Social Intelligence “The new science of human relationships” – Daniel Goleman
After the great success of Emotional Intelligence, the psychologist Daniel Goleman returns after ten years to illuminate the minds by deepening the psychological study of social neurosciences.
In Social Intelligence, the American psychologist investigates the intrinsically sociable nature of the human brain, and how interpersonal relationships shape the mind and affect the body.
Entering into scientific studies and arguing with concrete examples from everyday life, Goleman explains how emotions are contagious, as much as real viruses. This book allows us to explore the complexity of the human being and the effects that relationships generate on the internal state of well-being.
According to Daniel Goleman, the brain is naturally structured to interact positively with other human beings, establishing more or less strong bonds according to each person’s social skills. Social awareness allows us to understand the moods of others through the development of an empathizing and listening personality. For the Californian psychologist, those who manage to identify themselves with others and perceive their feelings and then establish harmonious relationships are socially intelligent.
Social intelligence originates from different brain mechanisms that are predisposed and structured to connect us to other people, such as the Mirror Neurons and the Amygdala which are the undisputed protagonists in empathic perception. Social intelligence therefore seems to have a genetic imprint, however today thanks to social neuroscience, we know that it is possible to develop a relational talent also through social awareness.
According to Goleman, the problem with modern society lies in how people relate to each other. In harmful relationship the other person is seen as an object: someone who can be exploited and from which to take advantage of it, without remorse or guilt.
In this regard Goleman provides the tools to recognize three different categories of potentially dangerous people, socially able, capable of manipulating others, but totally without empathy: narcissists, Machiavellians and psychopaths.
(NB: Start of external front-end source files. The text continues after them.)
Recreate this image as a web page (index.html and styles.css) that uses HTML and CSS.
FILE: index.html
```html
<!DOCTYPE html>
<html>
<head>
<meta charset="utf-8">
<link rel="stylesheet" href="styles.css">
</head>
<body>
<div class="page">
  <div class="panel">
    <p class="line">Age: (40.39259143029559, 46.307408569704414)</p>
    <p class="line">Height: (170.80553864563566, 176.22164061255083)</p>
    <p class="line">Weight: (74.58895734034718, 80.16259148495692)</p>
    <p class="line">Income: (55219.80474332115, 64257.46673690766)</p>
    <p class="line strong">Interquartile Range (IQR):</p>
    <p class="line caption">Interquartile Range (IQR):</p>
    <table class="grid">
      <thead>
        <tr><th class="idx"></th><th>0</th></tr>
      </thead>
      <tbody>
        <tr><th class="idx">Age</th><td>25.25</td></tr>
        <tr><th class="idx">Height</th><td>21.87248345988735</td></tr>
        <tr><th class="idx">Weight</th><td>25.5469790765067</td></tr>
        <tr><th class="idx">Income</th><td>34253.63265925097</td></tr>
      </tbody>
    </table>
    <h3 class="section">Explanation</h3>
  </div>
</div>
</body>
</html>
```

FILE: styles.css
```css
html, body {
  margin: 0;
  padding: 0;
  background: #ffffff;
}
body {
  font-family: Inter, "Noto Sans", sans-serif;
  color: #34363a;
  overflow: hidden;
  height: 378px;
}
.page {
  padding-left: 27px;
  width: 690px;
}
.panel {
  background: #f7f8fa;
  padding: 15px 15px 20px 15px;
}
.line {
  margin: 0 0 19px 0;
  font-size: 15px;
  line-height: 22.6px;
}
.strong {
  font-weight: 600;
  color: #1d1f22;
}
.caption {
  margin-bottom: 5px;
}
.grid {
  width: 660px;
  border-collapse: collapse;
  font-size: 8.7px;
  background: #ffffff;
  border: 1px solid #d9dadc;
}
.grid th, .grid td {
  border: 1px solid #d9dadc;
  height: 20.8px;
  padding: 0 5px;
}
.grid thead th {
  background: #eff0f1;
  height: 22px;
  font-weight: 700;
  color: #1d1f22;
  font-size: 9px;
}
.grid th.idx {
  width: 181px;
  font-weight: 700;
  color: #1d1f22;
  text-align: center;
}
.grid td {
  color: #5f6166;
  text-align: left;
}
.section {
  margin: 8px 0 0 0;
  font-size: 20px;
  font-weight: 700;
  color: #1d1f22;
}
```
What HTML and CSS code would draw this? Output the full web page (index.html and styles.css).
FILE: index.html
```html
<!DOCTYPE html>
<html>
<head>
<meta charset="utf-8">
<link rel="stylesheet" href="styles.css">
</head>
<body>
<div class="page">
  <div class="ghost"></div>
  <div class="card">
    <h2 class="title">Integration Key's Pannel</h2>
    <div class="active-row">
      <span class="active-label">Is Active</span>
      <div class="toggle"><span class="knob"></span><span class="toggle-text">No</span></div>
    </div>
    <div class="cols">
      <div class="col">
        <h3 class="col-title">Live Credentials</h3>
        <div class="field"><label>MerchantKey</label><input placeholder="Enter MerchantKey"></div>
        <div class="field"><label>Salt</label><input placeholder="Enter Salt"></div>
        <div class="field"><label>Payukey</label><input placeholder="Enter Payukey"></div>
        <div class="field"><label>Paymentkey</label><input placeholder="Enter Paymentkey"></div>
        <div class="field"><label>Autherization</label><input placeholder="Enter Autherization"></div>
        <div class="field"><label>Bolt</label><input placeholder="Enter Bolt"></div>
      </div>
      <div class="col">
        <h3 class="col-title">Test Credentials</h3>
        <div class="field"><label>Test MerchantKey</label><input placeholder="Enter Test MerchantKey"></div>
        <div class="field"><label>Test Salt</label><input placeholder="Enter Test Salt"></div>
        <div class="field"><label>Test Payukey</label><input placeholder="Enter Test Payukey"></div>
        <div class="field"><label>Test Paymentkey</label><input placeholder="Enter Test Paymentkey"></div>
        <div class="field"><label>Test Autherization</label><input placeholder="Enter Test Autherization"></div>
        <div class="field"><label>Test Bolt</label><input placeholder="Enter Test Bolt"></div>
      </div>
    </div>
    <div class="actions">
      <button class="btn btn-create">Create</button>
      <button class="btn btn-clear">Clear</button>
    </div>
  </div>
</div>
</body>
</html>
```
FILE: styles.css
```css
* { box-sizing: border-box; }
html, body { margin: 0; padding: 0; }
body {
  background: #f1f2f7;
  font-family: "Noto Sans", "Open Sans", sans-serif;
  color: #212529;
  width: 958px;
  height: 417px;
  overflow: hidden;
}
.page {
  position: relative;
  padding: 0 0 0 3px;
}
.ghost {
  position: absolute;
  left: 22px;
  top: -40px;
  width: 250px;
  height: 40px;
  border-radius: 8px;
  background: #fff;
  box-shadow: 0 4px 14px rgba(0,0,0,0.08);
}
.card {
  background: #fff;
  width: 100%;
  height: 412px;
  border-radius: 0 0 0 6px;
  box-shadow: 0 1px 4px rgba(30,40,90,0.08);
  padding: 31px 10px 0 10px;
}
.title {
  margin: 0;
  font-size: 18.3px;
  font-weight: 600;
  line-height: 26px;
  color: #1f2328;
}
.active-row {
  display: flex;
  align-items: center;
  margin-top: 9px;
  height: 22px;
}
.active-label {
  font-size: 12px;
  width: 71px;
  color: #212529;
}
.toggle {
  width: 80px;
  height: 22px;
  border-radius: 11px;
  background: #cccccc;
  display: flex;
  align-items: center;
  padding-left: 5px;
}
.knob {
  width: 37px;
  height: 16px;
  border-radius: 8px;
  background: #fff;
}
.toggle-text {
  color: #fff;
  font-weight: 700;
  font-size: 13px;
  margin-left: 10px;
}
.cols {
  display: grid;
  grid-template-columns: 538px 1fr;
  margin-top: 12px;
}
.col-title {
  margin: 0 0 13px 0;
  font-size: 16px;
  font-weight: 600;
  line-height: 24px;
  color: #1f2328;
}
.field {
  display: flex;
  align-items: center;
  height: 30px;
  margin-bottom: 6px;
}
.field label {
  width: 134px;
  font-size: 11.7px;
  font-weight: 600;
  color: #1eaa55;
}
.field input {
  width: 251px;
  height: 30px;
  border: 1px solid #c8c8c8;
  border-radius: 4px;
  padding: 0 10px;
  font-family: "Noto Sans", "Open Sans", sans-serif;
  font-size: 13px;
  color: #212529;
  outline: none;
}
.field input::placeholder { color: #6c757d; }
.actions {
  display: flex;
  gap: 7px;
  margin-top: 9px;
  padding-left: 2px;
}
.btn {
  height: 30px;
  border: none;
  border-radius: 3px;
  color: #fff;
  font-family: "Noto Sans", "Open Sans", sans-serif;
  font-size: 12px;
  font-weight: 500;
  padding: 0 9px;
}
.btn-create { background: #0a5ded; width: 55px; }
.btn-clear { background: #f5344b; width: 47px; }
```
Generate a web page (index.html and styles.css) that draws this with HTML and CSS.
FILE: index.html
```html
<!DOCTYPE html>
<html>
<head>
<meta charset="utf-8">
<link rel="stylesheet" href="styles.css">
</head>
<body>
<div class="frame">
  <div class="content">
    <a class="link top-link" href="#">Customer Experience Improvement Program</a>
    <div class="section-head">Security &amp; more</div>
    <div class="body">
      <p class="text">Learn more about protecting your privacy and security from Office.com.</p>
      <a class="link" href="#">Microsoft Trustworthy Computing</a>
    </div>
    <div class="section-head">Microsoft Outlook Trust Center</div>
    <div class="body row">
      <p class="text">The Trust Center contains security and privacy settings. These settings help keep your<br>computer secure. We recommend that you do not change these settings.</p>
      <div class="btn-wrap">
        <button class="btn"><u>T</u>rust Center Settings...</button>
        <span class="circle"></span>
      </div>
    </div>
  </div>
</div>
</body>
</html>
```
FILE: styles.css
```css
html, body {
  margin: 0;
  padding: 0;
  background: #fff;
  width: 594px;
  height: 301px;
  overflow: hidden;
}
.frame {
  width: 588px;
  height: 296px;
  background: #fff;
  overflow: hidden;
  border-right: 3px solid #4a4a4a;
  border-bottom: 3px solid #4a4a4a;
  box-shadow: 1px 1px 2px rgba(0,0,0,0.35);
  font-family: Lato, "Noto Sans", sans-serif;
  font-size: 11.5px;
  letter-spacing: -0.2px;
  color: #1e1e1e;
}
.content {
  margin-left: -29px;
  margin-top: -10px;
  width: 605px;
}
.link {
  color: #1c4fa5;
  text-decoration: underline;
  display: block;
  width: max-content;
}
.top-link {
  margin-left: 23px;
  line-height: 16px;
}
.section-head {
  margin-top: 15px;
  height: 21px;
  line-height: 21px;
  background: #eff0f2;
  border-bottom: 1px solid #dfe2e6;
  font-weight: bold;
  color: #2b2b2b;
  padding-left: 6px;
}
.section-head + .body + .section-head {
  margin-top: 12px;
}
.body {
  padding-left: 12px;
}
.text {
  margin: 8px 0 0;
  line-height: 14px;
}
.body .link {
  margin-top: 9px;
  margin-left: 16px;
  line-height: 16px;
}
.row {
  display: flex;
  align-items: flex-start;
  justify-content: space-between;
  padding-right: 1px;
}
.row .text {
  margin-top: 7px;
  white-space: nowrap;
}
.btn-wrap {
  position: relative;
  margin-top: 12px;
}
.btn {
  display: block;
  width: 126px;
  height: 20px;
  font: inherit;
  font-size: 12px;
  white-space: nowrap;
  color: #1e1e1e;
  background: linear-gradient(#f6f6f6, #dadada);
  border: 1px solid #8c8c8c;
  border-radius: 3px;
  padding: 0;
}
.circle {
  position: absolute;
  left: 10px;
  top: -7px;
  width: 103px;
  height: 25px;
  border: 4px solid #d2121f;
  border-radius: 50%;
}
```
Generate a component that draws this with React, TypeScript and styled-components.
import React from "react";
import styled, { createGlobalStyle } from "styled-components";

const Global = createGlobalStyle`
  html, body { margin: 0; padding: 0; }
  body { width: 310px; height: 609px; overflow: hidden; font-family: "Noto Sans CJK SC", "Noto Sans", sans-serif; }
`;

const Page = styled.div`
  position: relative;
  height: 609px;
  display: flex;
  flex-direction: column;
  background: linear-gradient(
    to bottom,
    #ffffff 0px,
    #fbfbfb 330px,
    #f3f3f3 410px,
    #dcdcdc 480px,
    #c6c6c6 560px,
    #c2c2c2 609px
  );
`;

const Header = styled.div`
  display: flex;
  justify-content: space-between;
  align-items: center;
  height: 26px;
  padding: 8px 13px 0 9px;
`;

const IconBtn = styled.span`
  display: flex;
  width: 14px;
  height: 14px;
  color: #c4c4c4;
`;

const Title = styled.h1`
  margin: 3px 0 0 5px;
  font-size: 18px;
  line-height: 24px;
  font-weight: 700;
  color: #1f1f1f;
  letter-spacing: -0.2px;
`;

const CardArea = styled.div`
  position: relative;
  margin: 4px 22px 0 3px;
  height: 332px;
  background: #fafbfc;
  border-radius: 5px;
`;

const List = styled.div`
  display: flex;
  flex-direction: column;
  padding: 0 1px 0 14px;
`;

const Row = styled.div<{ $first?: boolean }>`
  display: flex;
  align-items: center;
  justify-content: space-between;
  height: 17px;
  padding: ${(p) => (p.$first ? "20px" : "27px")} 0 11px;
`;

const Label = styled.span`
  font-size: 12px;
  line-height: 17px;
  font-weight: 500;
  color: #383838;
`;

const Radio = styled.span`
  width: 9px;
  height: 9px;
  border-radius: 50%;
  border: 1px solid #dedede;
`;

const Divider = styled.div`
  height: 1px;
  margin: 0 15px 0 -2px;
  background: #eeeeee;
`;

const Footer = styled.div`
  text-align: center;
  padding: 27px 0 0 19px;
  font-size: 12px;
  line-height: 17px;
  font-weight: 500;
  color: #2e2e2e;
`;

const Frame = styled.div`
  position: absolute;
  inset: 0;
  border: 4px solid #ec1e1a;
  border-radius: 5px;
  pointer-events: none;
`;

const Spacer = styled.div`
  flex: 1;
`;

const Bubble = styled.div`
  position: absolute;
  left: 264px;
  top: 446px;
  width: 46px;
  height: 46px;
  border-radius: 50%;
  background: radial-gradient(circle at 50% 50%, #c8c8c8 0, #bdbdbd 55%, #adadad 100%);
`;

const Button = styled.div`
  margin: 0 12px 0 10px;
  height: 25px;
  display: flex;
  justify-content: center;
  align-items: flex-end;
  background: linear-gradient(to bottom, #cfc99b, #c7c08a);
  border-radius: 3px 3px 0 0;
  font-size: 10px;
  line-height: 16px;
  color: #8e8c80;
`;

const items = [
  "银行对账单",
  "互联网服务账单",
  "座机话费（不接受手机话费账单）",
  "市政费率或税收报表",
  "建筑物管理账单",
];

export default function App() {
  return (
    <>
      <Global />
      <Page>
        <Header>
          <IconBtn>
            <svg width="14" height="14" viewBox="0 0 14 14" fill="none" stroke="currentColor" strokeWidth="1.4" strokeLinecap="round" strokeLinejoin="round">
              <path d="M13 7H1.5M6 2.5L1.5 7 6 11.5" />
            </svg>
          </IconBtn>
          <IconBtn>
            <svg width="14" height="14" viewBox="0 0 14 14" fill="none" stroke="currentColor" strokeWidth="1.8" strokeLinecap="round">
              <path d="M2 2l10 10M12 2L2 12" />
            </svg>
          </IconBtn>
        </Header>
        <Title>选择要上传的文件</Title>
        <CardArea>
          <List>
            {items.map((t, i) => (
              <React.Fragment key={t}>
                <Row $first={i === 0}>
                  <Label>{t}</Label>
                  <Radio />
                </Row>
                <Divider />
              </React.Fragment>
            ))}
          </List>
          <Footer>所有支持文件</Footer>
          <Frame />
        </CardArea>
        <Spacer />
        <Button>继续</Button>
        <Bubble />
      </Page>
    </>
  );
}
Goleman therefore proposes us to develop innate social skills, “training” our social intelligence and actively seeking dialogue with each other, especially today where the massive diffusion of new technologies forces us to distance relationships, closing us in a real just “social autism”.
Fully enhancing this type of intelligence allows us to live our relationships with fullness, belonging and love, to educate our children to happiness, to become leaders and teachers capable of stimulating everyone’s creativity and hidden resources.
Daniel Goleman (Stockton, March 7, 1946) is an American psychologist, writer and journalist. He studied at Amherst College, where he was a pupil of Alfred F. Jones. He graduated from Harvard, specializing in “clinical psychology and personality development”, where he later also taught.
He has long written in the New York Times about topics related to neurology and behavioral sciences.
Goleman’s best-known work is “Emotional Intelligence” from 1995.
Goleman has received many awards and recognition for his research: two Pulitzer Prize nominations for his articles, a career award from the American Psychological Association and election as a member of the American Association for the Advancement of Science.